Welcome to Telling Tuesday, a day reminiscent of those in school when I looked forward to seeing what everyone brought for show and tell. This weekly feature was inspired by an article on WriteToDone.com, called “How to Show (Not Tell): A Writing Lesson from John LeCarre.”


It is one of the best articles I’ve seen on the rule all writers know–show, don’t tell–because it doesn’t just tell us how not to tell, it shows us some of LeCarre’s very own examples.

” . . . descriptions can set the scene, convey the inexpressible, and turn the reader into a witness, instead of remaining a mere bystander.” — Mary Jaksch, author of the article

Each week, I’ll give a “telling” prompt, and invite you to show us, to make us a witness, not a mere bystander. Feel free to use the prompt, or the photo (if a photo is shown.) Of course, if you have a completely different “telling” prompt, you can “show” us that, too.

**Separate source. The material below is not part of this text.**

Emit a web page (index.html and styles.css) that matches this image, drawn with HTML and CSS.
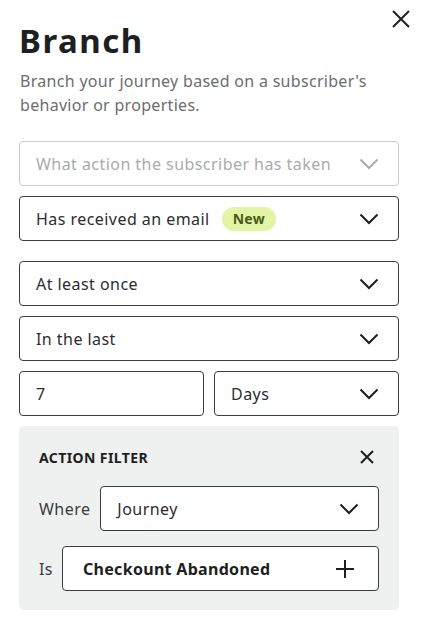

As always, I invite you to leave a link to your website or blog with your comments.


THIS WEEK’S PROMPT:


He dreaded the news.



The following is an excerpt from Broken Dolls. The scene takes place in December, 1941. Terrence is unable to get into the Christmas spirit, because he misses his daddy, who is stationed at Pearl Harbor.

Missy and Patty serenaded all the way home. Jingle bells, jingle bells. Over and over. Way too many times.
Terrence shook his head. “Come on, you two. Don’t you know any other songs?”
Wouldn’t matter none. He just wasn’t in the mood, even with a tree tied to the top of the car. Even with Christmas carols and colored lights showing through windows everywhere. It’d be a fine scene – if only Daddy was home.
Momma turned into the driveway. “Wonder why Brother Harold’s sitting on our porch swing? And who’s that man . . . in the uniform?” Her voice faded to a whisper.
Patty and Missy stopped singing.
No.
The whole world came to a stop. The talking. The movement. The breathing. Something buzzed in his ear and clutched Terrence’s heart tight. Wouldn’t let go. Might never let go.
No.
Momma’s hands clutched the steering wheel. She whispered real slow. “You kids . . . go on in the house now. I be there in a minute.”
Terrence lifted Missy out of the car and took Patty’s hand. No matter how bad he didn’t want to know, he knew.
Let’s just back up, Momma. Get back in the car. Get back to the Christmas tree lot. I promise I won’t complain about looking for the perfect tree. Won’t never complain about having to get up early. Just please. No way. No way do we want none of what Brother Harold has to tell us.
Terrence nodded as he shuffled past Brother Harold. But he couldn’t—wouldn’t—look him in the eye.
Brother Harold touched him on the shoulder with his large, warm hand. It sent shivers all over, tensed every part of his body.
Once inside the house, Terrence put Missy down and shut the front door. “You two go on and play now,” he said.
Missy ran off to her room, but Patty stared at her brother, her eyes looking more scared than he’d ever seen them. “I don’t want to play. Why’s Brother Harold here? Is it Dad—”
Don’t you say it!
“I said, go on now Patty. I wanna talk to Momma when she comes in.”
He pressed his ear to the door, wanting to hear, yet so desperately not wanting to hear. His heart begged for a way—any way—to stop time, to go back in time.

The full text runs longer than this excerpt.